Cinder is one of the more high profile YA novels of recent years. The debut novel by Marissa Meyer, it is the first volume in the Lunar Chronicles series, which wrapped up late last year with Winter. The series is much discussed on book blogs and in BookTube videos, and a film adaptation of Cinder is apparently in the works. All of this means that, when I resolved to read more YA titles this year, Meyer’s novels were near the top of my list.
Having read Cinder, though, I am yet to decide whether to continue with the rest of the series. On one hand, there is some good stuff here. For a relatively short book, Cinder is packed with ideas. As the title suggests, this is a loose retelling of the Cinderella story and the way in which Meyer transmutes this well-known fairytale is both deliciously wry and wonderfully inventive.

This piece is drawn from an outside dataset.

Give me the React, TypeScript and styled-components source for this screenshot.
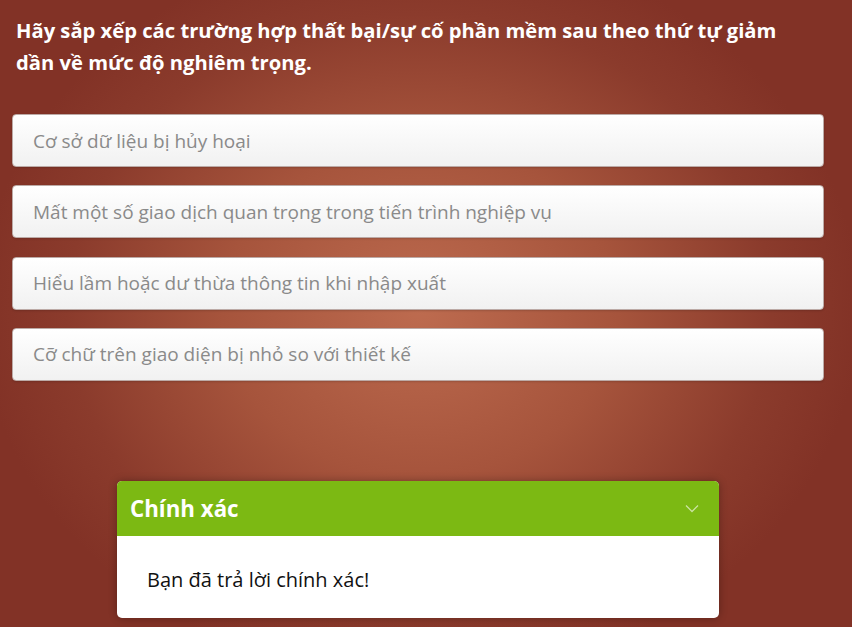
import React from "react";
import styled, { createGlobalStyle } from "styled-components";

const Global = createGlobalStyle`
  html, body { margin: 0; padding: 0; }
  body {
    width: 852px;
    height: 627px;
    overflow: hidden;
    font-family: "Open Sans", "Noto Sans", sans-serif;
  }
`;

const Page = styled.div`
  width: 852px;
  height: 627px;
  box-sizing: border-box;
  background: radial-gradient(ellipse 440px 370px at 420px 310px, #bd6b4f 0%, #a6543c 45%, #8b3b2c 80%, #823226 100%);
  padding: 14px 28px 0 12px;
  display: flex;
  flex-direction: column;
`;

const Title = styled.h1`
  margin: 0 0 0 4px;
  max-width: 785px;
  font-family: "Open Sans", sans-serif;
  font-weight: 700;
  font-size: 20.2px;
  line-height: 32px;
  color: #ffffff;
`;

const List = styled.div`
  margin-top: 36px;
  display: flex;
  flex-direction: column;
  gap: 18.3px;
`;

const Item = styled.div`
  height: 53px;
  box-sizing: border-box;
  border: 1px solid #bcaaa6;
  border-radius: 4px;
  background: linear-gradient(#ffffff, #f1f1f1);
  box-shadow: 0 1px 2px rgba(0, 0, 0, 0.15);
  display: flex;
  align-items: center;
  padding: 0 20px;
  font-family: "Open Sans", sans-serif;
  font-size: 19px;
  color: #8a8a8a;
`;

const Feedback = styled.div`
  margin: 100px 0 0 105px;
  width: 602px;
  border-radius: 5px;
  overflow: hidden;
  background: #ffffff;
  box-shadow: 0 0 8px rgba(0, 0, 0, 0.3);
`;

const FeedbackHeader = styled.div`
  height: 55px;
  background: #7cb913;
  display: flex;
  align-items: center;
  justify-content: space-between;
  padding: 0 20px 0 13px;
`;

const FeedbackTitle = styled.span`
  font-family: "Open Sans", sans-serif;
  font-weight: 700;
  font-size: 22.3px;
  color: #ffffff;
`;

const FeedbackBody = styled.div`
  height: 82px;
  display: flex;
  align-items: center;
  padding: 6px 30px 0;
  box-sizing: border-box;
  font-family: "Open Sans", sans-serif;
  font-size: 20px;
  color: #111111;
`;

const items = [
  "Cơ sở dữ liệu bị hủy hoại",
  "Mất một số giao dịch quan trọng trong tiến trình nghiệp vụ",
  "Hiểu lầm hoặc dư thừa thông tin khi nhập xuất",
  "Cỡ chữ trên giao diện bị nhỏ so với thiết kế",
];

export default function App() {
  return (
    <>
      <Global />
      <Page>
        <Title>
          Hãy sắp xếp các trường hợp thất bại/sự cố phần mềm sau theo thứ tự giảm dần về mức độ nghiêm trọng.
        </Title>
        <List>
          {items.map((t) => (
            <Item key={t}>{t}</Item>
          ))}
        </List>
        <Feedback>
          <FeedbackHeader>
            <FeedbackTitle>Chính xác</FeedbackTitle>
            <svg width="14" height="9" viewBox="0 0 14 9">
              <path d="M1 1.5 L7 7.5 L13 1.5" fill="none" stroke="rgba(255,255,255,0.6)" strokeWidth="1.3" />
            </svg>
          </FeedbackHeader>
          <FeedbackBody>Bạn đã trả lời chính xác!</FeedbackBody>
        </Feedback>
      </Page>
    </>
  );
}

She sets her story some distance into the future in a place known as New Beijing. We never get a clear idea what happened to ‘Old’ Beijing but we do find out that there have been a further two world wars since our time and that humankind has suffered a ‘Fall’ of some description. There are post-apocalyptic, dystopian tones here.
Cinder herself is a renowned mechanic who also happens to be a cyborg. Both she and her handsome prince, in this instance Prince Kaito (known as Kai), have a fine line in sarcasm and there are some nice, witty exchanges between the two. The wicked stepmother is still in evidence, but we have only one ugly stepsister in this instance (and ugly on the inside at that): The other is actually rather nice and is Cinder’s only human friend. All of these characters are affected by letumosis (helpfully autocorrected to legumes), a deadly plague that is sweeping across the planet.
This ‘micro story’ in which these characters are involved is tethered to a ‘macro story’ that, presumably, will run throughout the series. This involves a growing enmity between the people of Earth and the Lunar; a race with powers of psychic control ruled over by a – you guessed it – wicked queen (Levana).
And so we move onto the ‘on the other hand’ bit. Whilst the novel is absolutely packed with brilliant ideas, none of them are really explored in much depth. It is strongly implied that humanity has fallen but the nature of this Fall is never made clear. And the novel is set in New Beijing, which seems such a specific, considered choice but we get so little sense of its culture that it could have been set anywhere. More is made of the fact that Cinder is a cyborg but not enough. She is excluded, persecuted, feels like an outsider. But the broader implications of her nature are overlooked. To what extent is she human? What implications does this have for humanity? Is she, in some ways, more human than the humans? As with the implied Fall, Meyer sidesteps the opportunity to explore deeper themes and, as a consequence, the novel feels superficial.
The writing is also rather shaky in places. Even when unjust and horrible things happen to Cinder, the events are conveyed in stilted, somewhat flat language that fails to evoke much emotion. Berated by her stepmother in the most awful of ways, Cinder merely responds by ‘stomping her foot’, thus sucking all of the tension out of the scene in a millisecond.
I have to be fair here, though, and say that although I was hugely dissatisfied with the story, I was never bored and it did hold my interest. There are also some very well executed action scenes towards the end. This could have been so much more than a pacy blockbuster, though. Ultimately, I feel that this is a novel that starts out as being inventive and becomes a narrative full of wasted opportunities. It touches upon so many potentially thought-provoking themes that are never fully explored.